Joanna looked over at the inside wall. There
was
a life preserver hanging next to the deck light, but she couldn’t read what it said. The stout man in tweeds was standing in the way. She started toward him.

The stout man said, turning to his friend, “What do they say is the trouble?”

Joanna strained to hear what his friend answered, but he
spoke too softly, and he couldn’t have said, “We’ve struck an iceberg,” because the stout man sat down in a deck chair and opened his book, but at least he had moved from in front of the life preserver. She put up her hand, shielding her eyes from the glare, and tried to read the lettering.

She had been wrong. There was no lettering around the white ring of the life preserver, and no lettering on the backs of the deck chairs, or the metal lockers, or the doors. But one of them has to lead to the Grand Staircase, she thought, walking along the deck, trying each one.

The first two were locked. The third opened on a bare lightbulb and a metal stairway leading down. A crew stairway, Joanna thought, and tried the next one.

It was locked, too, but the one after that opened onto a darkened wooden staircase. It was wider than the one she’d climbed up before. The railings and newel posts were more elaborately carved, and rose-colored carpeting covered the stairs.

But the stairs should be marble, she thought, and why is it dark? There were light sconces on the wall, but no switch that she could see. She walked over to the railing and looked up. Far above, several decks up, she thought she caught a glimpse of gray. The skylight? Or the steward’s white jacket? Or something else? There was only one way to find out. Joanna put her hand on the railing and started up the stairs.

It grew progressively darker as she climbed, so that she could barely see the steps in front of her, and nothing of what she was passing. The First-Class Dining Saloon should be here, she thought, rounding the landing. No, that was down on the saloon deck, but the cherub should be here, and the clock with Honour and Glory Crowning Time, and the skylight.

The skylight was there, a dark gray dome above her head as she started up the third flight. She could see its wrought-iron ribs, darker between the curves of darkened glass, but there was no cherub. The newel post was carved wood in the shape of a basket of fruit. There was a clock at the top of the stairs, but it was a square wooden one. Yet this had to be the Grand Staircase. There wouldn’t be two elaborate skylights on one
ship. What if Richard’s right, and it is an amalgam? she thought, and opened the door at the head of the stairs.

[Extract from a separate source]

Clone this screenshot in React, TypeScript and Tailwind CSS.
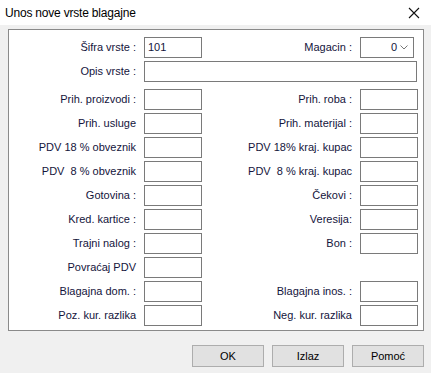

She was back on the Boat Deck and it was still deserted and dark. There wasn’t even a light on the bridge. She peered toward the bow, trying to make out the flicker of the Morse lamp or catch the scrape of the lantern shutter, but the deck was utterly silent. The boats, off to her right, still hung in their davits, shrouded in canvas.

The boats should have the name of the ship on them, she thought, and tried to raise the canvas on the nearest one, but it was lashed down tightly, the ropes knotted into fist-sized bundles. She couldn’t budge the canvas at all.

She walked along the line of boats, trying to find one whose canvas was looser, but they were all as immovable as the first one. She crossed to the other side of the deck. There was a light on this side. From the bridge? No, closer than that. An open door in the near end of the building that housed the officers’ quarters. Joanna went over to it and looked in.